■ WHAT IS NEEDED
Keep every line where the word "this" appears; drop the rest.

──────

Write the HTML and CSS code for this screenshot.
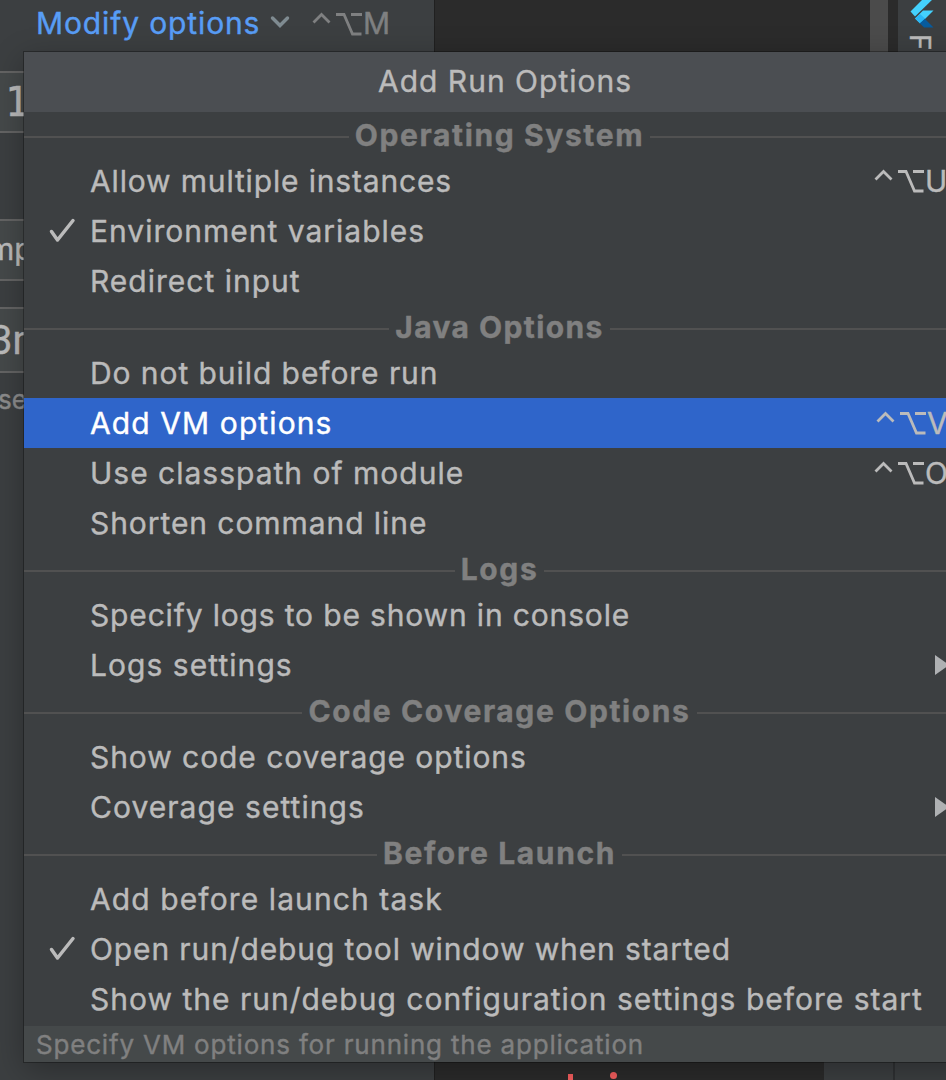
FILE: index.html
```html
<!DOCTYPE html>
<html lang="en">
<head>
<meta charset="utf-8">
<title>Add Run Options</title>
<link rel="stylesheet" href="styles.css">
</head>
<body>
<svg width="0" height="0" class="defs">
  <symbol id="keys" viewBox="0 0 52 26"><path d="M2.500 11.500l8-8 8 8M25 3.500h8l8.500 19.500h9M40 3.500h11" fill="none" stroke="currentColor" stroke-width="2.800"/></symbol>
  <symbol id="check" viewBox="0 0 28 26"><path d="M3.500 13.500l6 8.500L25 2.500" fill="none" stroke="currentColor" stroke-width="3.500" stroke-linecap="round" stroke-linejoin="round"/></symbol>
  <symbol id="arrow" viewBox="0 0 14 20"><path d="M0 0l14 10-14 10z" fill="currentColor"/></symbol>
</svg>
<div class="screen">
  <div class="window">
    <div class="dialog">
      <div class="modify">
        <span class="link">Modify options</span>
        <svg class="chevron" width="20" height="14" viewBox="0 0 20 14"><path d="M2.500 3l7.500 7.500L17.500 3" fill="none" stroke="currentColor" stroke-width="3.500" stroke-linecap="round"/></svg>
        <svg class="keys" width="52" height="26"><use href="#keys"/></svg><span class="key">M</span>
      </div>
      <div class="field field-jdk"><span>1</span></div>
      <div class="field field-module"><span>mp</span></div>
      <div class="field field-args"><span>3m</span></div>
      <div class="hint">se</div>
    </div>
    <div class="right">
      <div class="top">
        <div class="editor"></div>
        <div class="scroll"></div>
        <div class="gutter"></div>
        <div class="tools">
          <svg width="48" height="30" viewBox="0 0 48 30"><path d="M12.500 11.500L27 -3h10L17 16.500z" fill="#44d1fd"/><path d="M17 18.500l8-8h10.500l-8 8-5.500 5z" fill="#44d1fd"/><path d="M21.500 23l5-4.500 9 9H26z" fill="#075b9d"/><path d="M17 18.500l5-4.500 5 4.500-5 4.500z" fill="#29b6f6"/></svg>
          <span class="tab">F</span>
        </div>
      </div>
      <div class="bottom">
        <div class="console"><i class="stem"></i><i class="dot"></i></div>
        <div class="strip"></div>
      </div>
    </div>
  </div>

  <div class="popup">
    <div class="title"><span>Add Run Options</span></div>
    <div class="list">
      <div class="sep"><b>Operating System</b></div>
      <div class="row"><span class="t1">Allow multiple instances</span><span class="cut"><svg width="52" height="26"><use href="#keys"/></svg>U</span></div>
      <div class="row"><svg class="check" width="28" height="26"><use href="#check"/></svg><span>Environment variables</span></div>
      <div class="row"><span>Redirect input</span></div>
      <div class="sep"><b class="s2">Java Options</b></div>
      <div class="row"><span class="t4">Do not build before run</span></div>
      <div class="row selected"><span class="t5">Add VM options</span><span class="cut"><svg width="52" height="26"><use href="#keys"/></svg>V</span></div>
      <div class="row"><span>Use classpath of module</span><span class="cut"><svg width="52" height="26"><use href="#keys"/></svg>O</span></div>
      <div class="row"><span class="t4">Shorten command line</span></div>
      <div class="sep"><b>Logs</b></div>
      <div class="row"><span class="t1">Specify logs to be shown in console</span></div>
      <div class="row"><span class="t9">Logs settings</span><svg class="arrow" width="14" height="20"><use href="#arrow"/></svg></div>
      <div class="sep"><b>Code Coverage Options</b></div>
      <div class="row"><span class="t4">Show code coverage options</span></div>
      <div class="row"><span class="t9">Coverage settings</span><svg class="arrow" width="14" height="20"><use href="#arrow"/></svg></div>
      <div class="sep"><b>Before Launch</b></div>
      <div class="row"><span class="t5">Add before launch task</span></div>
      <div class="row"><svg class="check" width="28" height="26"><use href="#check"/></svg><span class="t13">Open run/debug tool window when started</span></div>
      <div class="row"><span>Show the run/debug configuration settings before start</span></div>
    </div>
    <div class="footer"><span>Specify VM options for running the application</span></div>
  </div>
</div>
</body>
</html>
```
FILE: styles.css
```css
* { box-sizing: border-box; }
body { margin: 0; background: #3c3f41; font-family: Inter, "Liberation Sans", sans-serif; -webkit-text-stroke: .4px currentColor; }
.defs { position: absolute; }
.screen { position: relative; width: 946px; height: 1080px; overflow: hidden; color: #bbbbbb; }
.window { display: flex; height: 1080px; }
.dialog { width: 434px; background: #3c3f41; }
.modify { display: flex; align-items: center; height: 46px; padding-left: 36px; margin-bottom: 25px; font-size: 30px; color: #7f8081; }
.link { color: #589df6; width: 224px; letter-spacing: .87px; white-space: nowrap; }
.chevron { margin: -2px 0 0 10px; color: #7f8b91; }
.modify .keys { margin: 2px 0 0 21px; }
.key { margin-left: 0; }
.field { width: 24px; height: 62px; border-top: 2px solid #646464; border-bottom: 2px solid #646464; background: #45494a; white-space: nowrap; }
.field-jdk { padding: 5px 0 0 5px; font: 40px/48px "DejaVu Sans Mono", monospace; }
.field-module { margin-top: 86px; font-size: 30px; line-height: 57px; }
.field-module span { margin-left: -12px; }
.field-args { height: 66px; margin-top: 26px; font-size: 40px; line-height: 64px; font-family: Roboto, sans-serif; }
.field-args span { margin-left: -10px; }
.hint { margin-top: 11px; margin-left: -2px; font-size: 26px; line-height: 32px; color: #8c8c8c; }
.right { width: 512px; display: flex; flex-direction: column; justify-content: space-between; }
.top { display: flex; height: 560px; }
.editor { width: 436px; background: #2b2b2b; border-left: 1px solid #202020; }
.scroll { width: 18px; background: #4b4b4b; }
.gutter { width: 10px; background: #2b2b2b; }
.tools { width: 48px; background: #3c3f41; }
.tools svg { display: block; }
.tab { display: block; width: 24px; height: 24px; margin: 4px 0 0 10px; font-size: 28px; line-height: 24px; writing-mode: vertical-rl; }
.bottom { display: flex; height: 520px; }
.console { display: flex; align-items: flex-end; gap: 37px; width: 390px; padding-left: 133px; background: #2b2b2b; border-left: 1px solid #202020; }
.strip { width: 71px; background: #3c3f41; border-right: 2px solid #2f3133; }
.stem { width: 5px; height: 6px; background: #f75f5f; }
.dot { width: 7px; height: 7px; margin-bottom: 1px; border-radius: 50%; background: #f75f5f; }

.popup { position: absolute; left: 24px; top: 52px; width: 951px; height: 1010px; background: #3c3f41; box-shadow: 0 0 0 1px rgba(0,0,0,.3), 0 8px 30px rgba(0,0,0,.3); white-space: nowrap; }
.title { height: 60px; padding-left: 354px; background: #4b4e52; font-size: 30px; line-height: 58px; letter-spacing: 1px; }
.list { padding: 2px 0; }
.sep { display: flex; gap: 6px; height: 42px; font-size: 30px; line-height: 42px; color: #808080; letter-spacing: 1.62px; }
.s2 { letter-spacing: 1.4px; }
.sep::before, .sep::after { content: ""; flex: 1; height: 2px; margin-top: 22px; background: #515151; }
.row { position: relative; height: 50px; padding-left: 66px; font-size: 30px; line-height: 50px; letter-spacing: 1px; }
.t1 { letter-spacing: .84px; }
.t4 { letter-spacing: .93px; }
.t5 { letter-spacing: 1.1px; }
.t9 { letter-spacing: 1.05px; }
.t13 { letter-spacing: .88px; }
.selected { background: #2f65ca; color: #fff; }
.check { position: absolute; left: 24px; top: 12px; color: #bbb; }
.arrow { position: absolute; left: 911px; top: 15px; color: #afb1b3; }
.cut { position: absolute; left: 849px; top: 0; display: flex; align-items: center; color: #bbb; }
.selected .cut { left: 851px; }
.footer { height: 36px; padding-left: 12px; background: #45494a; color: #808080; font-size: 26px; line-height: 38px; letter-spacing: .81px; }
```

──────

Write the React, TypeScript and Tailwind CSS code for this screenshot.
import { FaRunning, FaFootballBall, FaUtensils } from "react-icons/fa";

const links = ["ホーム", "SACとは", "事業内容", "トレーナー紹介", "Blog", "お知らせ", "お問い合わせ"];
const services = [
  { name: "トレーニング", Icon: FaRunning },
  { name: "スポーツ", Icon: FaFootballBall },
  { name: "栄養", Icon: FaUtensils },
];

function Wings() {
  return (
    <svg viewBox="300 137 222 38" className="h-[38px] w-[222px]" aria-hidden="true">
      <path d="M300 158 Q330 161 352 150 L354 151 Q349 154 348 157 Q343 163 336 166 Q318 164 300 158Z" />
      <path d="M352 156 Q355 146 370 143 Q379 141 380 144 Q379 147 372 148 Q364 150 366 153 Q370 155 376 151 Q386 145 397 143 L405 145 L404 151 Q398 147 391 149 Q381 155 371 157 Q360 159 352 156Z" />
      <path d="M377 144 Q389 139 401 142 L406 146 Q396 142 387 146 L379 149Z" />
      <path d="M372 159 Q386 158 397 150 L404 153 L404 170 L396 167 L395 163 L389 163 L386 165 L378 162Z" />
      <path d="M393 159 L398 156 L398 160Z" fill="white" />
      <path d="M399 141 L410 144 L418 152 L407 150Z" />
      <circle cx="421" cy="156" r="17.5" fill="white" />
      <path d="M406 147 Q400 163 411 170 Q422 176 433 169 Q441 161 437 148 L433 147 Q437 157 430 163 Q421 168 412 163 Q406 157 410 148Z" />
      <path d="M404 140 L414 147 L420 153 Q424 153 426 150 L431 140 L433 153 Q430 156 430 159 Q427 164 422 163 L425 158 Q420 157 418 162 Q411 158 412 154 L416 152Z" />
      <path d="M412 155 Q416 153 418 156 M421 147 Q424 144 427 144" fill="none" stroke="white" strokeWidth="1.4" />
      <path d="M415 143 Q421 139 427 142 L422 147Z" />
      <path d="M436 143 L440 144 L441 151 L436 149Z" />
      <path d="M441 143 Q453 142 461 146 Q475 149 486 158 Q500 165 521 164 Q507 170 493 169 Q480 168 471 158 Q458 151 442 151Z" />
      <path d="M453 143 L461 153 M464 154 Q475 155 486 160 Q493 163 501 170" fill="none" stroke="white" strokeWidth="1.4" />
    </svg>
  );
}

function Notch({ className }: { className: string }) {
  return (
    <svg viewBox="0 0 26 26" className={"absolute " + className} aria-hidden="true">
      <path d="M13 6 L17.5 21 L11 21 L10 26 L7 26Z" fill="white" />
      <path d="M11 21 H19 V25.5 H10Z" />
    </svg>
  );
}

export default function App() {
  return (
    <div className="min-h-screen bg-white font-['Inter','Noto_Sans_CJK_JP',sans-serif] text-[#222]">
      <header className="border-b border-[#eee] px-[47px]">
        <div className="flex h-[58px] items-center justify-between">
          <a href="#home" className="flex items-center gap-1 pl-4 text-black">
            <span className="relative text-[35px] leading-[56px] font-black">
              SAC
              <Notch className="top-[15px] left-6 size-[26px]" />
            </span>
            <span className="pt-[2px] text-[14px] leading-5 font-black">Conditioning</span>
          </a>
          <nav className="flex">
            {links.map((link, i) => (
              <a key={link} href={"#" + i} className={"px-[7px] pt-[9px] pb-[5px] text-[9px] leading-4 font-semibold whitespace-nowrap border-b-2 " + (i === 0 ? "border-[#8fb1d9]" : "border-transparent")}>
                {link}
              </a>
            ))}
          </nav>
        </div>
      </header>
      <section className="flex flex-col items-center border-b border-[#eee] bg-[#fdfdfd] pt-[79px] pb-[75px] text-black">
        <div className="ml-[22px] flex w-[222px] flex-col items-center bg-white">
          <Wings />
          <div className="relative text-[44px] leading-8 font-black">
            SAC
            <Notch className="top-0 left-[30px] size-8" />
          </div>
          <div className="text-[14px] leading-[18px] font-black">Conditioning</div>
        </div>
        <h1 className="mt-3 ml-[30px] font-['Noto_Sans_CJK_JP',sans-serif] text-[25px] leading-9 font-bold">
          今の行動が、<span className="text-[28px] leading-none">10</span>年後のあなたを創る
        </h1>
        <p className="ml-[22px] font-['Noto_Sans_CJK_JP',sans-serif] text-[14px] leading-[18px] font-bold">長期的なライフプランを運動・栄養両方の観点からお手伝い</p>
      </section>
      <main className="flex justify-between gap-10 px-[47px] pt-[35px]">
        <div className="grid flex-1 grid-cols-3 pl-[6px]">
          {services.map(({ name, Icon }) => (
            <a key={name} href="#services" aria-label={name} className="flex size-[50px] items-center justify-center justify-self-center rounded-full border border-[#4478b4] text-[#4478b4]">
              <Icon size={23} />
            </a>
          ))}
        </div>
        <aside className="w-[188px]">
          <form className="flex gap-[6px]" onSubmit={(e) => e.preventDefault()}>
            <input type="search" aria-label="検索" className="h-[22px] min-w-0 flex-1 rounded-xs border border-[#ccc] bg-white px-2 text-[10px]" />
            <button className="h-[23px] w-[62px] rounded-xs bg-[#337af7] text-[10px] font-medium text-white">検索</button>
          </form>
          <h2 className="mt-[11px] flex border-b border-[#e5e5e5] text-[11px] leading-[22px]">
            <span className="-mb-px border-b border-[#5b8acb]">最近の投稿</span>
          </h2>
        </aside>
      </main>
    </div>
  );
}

──────

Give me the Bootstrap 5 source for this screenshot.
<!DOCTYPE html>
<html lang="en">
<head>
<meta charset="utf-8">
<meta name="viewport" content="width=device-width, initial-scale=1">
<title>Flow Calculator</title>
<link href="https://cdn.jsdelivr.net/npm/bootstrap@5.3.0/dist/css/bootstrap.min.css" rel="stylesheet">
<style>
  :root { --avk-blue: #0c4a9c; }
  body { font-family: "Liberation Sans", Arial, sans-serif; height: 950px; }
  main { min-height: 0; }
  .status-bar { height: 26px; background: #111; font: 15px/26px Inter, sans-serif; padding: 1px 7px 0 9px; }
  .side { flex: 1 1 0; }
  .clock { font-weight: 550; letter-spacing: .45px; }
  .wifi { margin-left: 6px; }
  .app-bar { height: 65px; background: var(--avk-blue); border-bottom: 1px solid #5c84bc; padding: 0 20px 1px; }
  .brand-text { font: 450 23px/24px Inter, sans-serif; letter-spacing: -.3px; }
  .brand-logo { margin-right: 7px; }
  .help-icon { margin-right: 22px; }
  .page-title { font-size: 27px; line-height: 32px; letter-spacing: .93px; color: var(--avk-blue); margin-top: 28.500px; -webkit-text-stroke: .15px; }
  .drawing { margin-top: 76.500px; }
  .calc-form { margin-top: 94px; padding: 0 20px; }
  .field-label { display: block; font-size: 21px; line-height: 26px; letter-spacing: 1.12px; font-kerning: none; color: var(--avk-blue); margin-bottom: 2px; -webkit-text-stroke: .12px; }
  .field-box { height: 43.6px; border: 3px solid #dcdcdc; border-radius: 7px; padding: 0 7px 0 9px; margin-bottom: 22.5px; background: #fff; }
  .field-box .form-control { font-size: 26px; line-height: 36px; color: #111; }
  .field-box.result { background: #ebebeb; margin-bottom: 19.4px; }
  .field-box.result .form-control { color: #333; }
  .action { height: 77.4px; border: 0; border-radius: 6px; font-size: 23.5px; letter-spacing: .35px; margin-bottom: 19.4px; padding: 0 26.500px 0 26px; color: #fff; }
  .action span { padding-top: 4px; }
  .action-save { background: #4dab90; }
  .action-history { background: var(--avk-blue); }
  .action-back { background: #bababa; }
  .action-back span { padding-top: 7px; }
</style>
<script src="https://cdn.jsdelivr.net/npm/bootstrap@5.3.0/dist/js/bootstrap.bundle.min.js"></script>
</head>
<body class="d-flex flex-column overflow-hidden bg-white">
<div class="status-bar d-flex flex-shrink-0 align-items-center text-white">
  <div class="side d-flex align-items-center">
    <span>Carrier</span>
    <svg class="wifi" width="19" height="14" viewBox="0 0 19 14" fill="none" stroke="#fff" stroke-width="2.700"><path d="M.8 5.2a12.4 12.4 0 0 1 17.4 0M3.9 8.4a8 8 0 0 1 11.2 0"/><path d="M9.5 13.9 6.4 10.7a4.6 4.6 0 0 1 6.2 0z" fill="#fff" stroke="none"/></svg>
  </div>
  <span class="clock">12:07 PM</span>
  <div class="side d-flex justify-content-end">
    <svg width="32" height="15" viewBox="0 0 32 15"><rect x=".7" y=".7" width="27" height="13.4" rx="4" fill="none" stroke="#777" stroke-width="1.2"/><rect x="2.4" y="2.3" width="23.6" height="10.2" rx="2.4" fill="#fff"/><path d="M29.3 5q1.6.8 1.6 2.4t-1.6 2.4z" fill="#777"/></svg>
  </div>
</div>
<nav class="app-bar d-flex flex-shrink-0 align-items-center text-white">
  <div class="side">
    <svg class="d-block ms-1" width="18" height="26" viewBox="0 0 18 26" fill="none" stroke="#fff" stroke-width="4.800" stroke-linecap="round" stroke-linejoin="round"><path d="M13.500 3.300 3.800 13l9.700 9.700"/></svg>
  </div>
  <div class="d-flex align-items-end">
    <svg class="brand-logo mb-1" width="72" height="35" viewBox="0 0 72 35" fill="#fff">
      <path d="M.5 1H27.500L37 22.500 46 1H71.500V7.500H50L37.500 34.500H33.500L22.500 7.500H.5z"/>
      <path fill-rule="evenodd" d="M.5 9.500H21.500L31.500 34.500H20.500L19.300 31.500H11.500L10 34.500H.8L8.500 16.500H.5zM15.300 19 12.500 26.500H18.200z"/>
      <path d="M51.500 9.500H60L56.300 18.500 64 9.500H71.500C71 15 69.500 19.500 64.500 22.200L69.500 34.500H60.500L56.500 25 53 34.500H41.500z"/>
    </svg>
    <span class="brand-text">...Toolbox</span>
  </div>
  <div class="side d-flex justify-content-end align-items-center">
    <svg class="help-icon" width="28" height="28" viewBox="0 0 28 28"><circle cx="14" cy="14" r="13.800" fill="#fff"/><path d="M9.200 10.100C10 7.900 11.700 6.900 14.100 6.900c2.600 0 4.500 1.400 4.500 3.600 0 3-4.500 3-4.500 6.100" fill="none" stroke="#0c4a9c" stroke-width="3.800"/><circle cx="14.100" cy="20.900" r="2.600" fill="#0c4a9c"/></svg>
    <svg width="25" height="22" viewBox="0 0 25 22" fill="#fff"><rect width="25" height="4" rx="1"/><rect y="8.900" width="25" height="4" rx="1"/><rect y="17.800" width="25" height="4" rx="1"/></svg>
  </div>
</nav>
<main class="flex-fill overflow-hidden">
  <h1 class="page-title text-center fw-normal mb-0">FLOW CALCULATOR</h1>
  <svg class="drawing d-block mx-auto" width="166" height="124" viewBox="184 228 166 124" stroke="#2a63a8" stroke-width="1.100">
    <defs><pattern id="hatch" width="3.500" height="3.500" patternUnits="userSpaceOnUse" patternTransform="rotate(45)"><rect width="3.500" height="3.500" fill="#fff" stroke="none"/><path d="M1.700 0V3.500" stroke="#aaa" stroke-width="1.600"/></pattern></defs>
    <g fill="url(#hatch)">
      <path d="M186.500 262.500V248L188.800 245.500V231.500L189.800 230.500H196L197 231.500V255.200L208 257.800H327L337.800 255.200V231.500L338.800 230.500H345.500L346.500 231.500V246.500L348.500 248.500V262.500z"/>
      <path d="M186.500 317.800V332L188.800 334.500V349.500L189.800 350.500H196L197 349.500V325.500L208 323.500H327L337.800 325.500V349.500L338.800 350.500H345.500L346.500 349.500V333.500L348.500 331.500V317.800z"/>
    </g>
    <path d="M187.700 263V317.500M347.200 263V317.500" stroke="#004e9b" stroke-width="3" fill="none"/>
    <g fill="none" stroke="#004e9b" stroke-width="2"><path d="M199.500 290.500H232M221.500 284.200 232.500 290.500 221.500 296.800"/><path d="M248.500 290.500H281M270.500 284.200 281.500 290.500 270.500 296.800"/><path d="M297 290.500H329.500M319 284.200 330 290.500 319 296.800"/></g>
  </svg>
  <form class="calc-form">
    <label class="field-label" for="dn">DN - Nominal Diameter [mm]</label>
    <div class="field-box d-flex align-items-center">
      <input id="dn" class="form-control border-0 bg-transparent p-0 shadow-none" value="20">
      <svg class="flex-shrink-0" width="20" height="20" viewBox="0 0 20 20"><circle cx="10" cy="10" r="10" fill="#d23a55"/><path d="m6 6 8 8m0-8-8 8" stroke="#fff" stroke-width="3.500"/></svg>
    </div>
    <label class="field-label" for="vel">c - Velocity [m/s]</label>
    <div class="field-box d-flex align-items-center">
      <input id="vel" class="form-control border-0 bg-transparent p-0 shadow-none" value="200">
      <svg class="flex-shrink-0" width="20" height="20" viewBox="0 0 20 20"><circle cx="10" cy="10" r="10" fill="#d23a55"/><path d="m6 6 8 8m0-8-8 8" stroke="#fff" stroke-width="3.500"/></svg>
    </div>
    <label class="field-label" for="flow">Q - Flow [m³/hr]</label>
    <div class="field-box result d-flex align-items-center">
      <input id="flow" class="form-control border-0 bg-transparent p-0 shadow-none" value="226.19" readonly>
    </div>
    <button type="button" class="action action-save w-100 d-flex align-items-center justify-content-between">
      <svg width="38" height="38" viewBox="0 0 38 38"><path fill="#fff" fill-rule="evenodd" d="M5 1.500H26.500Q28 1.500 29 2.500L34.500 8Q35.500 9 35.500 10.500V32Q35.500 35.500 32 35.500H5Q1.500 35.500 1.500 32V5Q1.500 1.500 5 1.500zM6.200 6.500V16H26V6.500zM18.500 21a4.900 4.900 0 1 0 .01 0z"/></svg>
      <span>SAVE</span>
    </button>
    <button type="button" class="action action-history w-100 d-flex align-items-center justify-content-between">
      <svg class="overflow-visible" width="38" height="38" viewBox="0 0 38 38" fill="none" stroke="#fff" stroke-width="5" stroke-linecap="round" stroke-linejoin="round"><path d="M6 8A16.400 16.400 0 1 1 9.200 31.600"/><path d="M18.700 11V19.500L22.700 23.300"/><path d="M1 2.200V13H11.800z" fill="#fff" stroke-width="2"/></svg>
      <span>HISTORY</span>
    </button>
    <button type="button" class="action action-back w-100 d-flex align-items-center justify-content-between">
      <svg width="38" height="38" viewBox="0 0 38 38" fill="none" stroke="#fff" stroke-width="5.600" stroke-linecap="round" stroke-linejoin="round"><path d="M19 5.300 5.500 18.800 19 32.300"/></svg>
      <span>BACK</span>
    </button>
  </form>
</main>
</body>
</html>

──────

■ TASK OUTPUT
Write the HTML and CSS code for this screenshot.
Write the React, TypeScript and Tailwind CSS code for this screenshot.
Give me the Bootstrap 5 source for this screenshot.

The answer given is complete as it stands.